Os delegados aprovaram também o limite máximo de 30 horas semanais para carga horária dos profissionais que trabalham no SUS. Deliberaram, ainda, pela aprovação do piso nacional para todos os agentes de saúde. Outras várias decisões apontam para a melhoria das condições de trabalho na rede, com o respeito aos profissionais que atuam no SUS. A importância do controle social em todas as instâncias de atuação do sistema também foi bastante ressaltada por diferentes atores sociais.

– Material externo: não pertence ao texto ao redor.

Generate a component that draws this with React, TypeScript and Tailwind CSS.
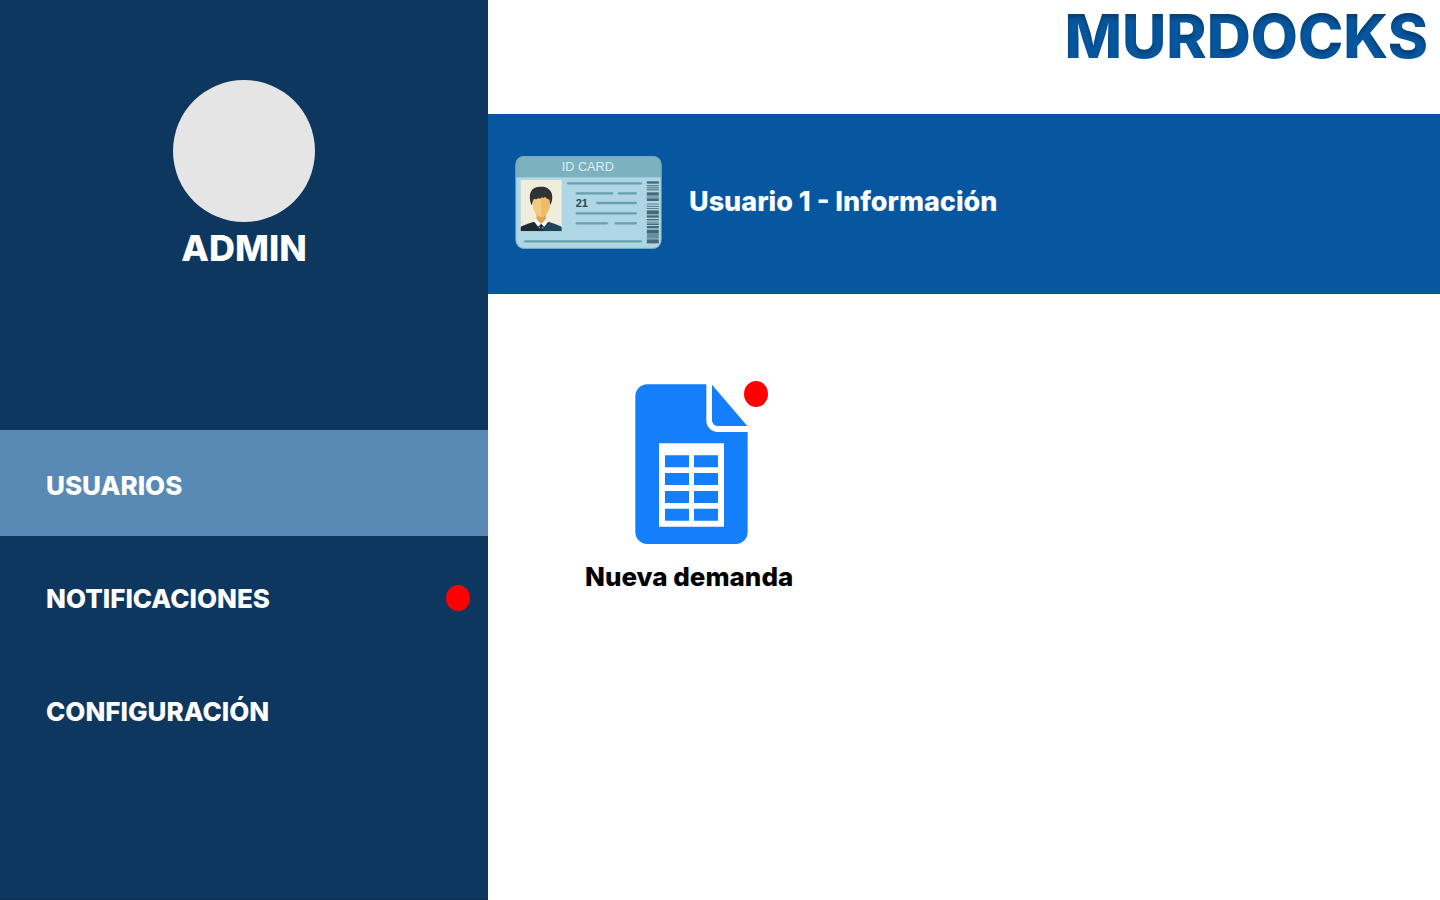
const menu = [
  { label: "USUARIOS", active: true, alert: false },
  { label: "NOTIFICACIONES", active: false, alert: true },
  { label: "CONFIGURACIÓN", active: false, alert: false },
];

// Barcode stripes: [y, height, colour]
const stripes: [number, number, string][] = [
  [102, 7, "#466a75"],
  [113, 4, "#5c8490"],
  [120, 3, "#466a75"],
  [126, 3, "#466a75"],
  [135, 10, "#466a75"],
  [145, 7, "#7ba4b0"],
  [153, 8, "#466a75"],
  [167, 7, "#84abb7"],
  [176, 3, "#5c8490"],
  [182, 3, "#5c8490"],
  [189, 12, "#466a75"],
  [204, 7, "#466a75"],
  [215, 4, "#466a75"],
  [222, 7, "#7ba4b0"],
  [229, 4, "#466a75"],
  [236, 7, "#466a75"],
  [247, 12, "#466a75"],
  [259, 15, "#66909c"],
  [276, 12, "#466a75"],
];

// Printed lines: [x1, x2, y]
const lines: [number, number, number][] = [
  [178, 402, 108],
  [204, 316, 138],
  [330, 387, 138],
  [265, 387, 167],
  [204, 387, 198],
  [204, 300, 228],
  [321, 387, 228],
  [49, 402, 282],
];

function IdCard() {
  return (
    <svg viewBox="22 26 440 279" className="h-[93px] w-[147px] shrink-0" aria-hidden="true">
      <defs>
        <clipPath id="card">
          <rect x="23" y="26" width="438" height="278" rx="26" />
        </clipPath>
        <clipPath id="photo">
          <rect x="38" y="97" width="124" height="155" />
        </clipPath>
      </defs>
      <g clipPath="url(#card)">
        <rect x="22" y="26" width="440" height="279" fill="#afd6e5" />
        <rect x="22" y="26" width="440" height="64" fill="#7cb1c0" />
      </g>
      <rect x="24" y="27" width="436" height="276" rx="25" fill="none" stroke="#6f9fb4" strokeWidth="2" />
      <text x="240" y="72" textAnchor="middle" fontSize="38" fontWeight="400" fill="#dceef3" fontFamily="Liberation Sans, sans-serif">
        ID CARD
      </text>
      <g clipPath="url(#photo)">
        <rect x="38" y="97" width="124" height="155" fill="#f1eddc" />
        <path d="M38 252V240Q40 235 84 222L100 252Z" fill="#202a33" />
        <path d="M162 252V240Q160 235 116 222L100 252Z" fill="#21435c" />
        <path d="M86 194H114V220L100 234L86 220Z" fill="#dda552" />
        <path d="M74 158Q74 146 88 144H112Q126 146 126 158L125 180Q121 200 106 208H94Q79 200 75 180Z" fill="#f6ca7e" />
        <path d="M100 144H112Q126 146 126 158L125 180Q121 200 106 208H100Z" fill="#eebb68" />
        <path d="M84 214L100 230L91 238L78 222Z" fill="#fff" />
        <path d="M116 214L100 230L109 238L122 222Z" fill="#fff" />
        <path d="M91 238L100 229L109 238L103 240L108 252H92L97 240Z" fill="#17324a" />
        <path d="M72 174C65 162 64 143 69 133C74 122 86 117 101 118C117 118 128 126 132 139C135 151 133 163 127 174L125 157Q118 155 112 149L104 153L105 148L94 156L95 151L85 156L78 155Q74 160 72 174Z" fill="#303234" />
      </g>
      {lines.map(([x1, x2, y]) => (
        <path key={`${x1}-${y}`} d={`M${x1 + 3} ${y}H${x2 - 3}`} stroke="#68a0ae" strokeWidth="7" strokeLinecap="round" />
      ))}
      <text x="222" y="179" textAnchor="middle" fontSize="33" fontWeight="700" fill="#27485a" fontFamily="Liberation Sans, sans-serif">
        21
      </text>
      {stripes.map(([y, h, fill]) => (
        <rect key={y} x="417" y={y} width="36" height={h} fill={fill} />
      ))}
    </svg>
  );
}

function SheetIcon() {
  return (
    <svg viewBox="45 42 339 480" className="h-40 w-[113px]" fill="#147efb" aria-hidden="true">
      <path
        fillRule="evenodd"
        d="M82 43H259V151A34 34 0 0 0 293 186H383V486A36 36 0 0 1 347 522H82A36 36 0 0 1 46 486V79A36 36 0 0 1 82 43ZM117 220V470H312V220Z"
      />
      <path d="M276 44L382 168H293A17 17 0 0 1 276 151Z" />
      {[256, 309, 363, 416].map((y) => (
        <path key={y} d={`M135 ${y}h72v36h-72zM222 ${y}h72v36h-72z`} />
      ))}
    </svg>
  );
}

function AlertDot({ className = "" }: { className?: string }) {
  return <span className={`h-[26px] w-6 shrink-0 rounded-[50%] bg-[#ff0000] ${className}`} />;
}

export default function App() {
  return (
    <div className="flex min-h-screen bg-white font-['Inter',sans-serif] font-extrabold text-white">
      <aside className="w-[488px] shrink-0 border-b border-[#0b2f52] bg-[#0e375f] pt-20">
        <div className="flex h-[350px] flex-col items-center">
          <div className="size-[142px] rounded-full bg-[#e5e5e5]" />
          <p className="mt-1.5 text-4xl">ADMIN</p>
        </div>
        <nav className="flex flex-col gap-[7px]">
          {menu.map(({ label, active, alert }) => (
            <a
              key={label}
              href="#"
              aria-current={active ? "page" : undefined}
              className={`flex h-[106px] items-center justify-between pt-1 pr-[18px] pl-[46px] text-[26px] ${active ? "bg-[#598ab5]" : ""}`}
            >
              {label}
              {alert && <AlertDot />}
            </a>
          ))}
        </nav>
      </aside>

      <div className="min-w-0 grow">
        <header className="flex h-[114px] justify-end px-3 pt-1.5">
          <svg className="absolute size-0" aria-hidden="true">
            <filter id="inset-shade" colorInterpolationFilters="sRGB">
              <feComponentTransfer in="SourceAlpha">
                <feFuncA type="table" tableValues="1 0" />
              </feComponentTransfer>
              <feGaussianBlur stdDeviation="2" />
              <feOffset dy="4" result="shade" />
              <feFlood floodColor="#000" floodOpacity="0.28" />
              <feComposite in2="shade" operator="in" />
              <feComposite in2="SourceAlpha" operator="in" result="inner" />
              <feMerge>
                <feMergeNode in="SourceGraphic" />
                <feMergeNode in="inner" />
              </feMerge>
            </filter>
          </svg>
          <p className="h-16 text-[61px] leading-[60px] text-[#0757a0] [filter:url(#inset-shade)]">MURDOCKS</p>
        </header>

        <section className="flex h-[180px] items-center gap-[27px] bg-[#0757a0] px-[27px] pb-[3px]">
          <IdCard />
          <h1 className="text-[27px]">Usuario 1 - Información</h1>
        </section>

        <main className="flex px-[97px] pt-[90px]">
          <a href="#" className="flex flex-col items-center text-[26px] leading-8 text-black">
            <span className="pl-1">
              <span className="relative block">
                <SheetIcon />
                <AlertDot className="absolute -top-[3px] -right-5" />
              </span>
            </span>
            <span className="mt-[17px]">Nueva demanda</span>
          </a>
        </main>
      </div>
    </div>
  );
}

A 14ª Conferência de Saúde é uma longa construção democrática. É a etapa final de um processo que envolveu a realização de 4.375 conferências municipais e 27 estaduais, das quais resultaram em quase 900 propostas para deliberação. Posteriormente condensadas em 346 pela comissão de relatoria da etapa nacional, as deliberações foram debatidas, de quinta (1) a domingo (4), pelos cerca de 3 mil delegados, com o apoio de 500 convidados.
As conferências de saúde são realizadas de 4 em 4 anos há 76 anos. Conquistaram grande espaço, entretanto, a partir da redemocratização do país, na década de 1980, quando passaram a contar com a participação popular. Foi justamente da 8ª conferência de Saúde que nasceu o SUS.
Plenária dividida
O ministro da Saúde, Alexandre Padilha, que presidiu a plenária final, encerrou a 14ª Conferência Nacional de Saúde, após os delegados aprovarem uma carta aberta à sociedade brasileira com as principais deliberações do evento. “Há muito tempo não terminávamos uma conferência de Saúde com um relatório aprovado. Isso fortalece ainda mais o SUS”, afirmou.
Mas o ministro não conseguiu sequer concluir seu discurso, frente à plenária, bastante dividida em relação ao conteúdo da carta aprovada. Os aplausos foram muitos, mas a vaia ao ministro também incomodou. “Venceu a democracia do crachá”, justificou aos insatisfeitos com os resultados.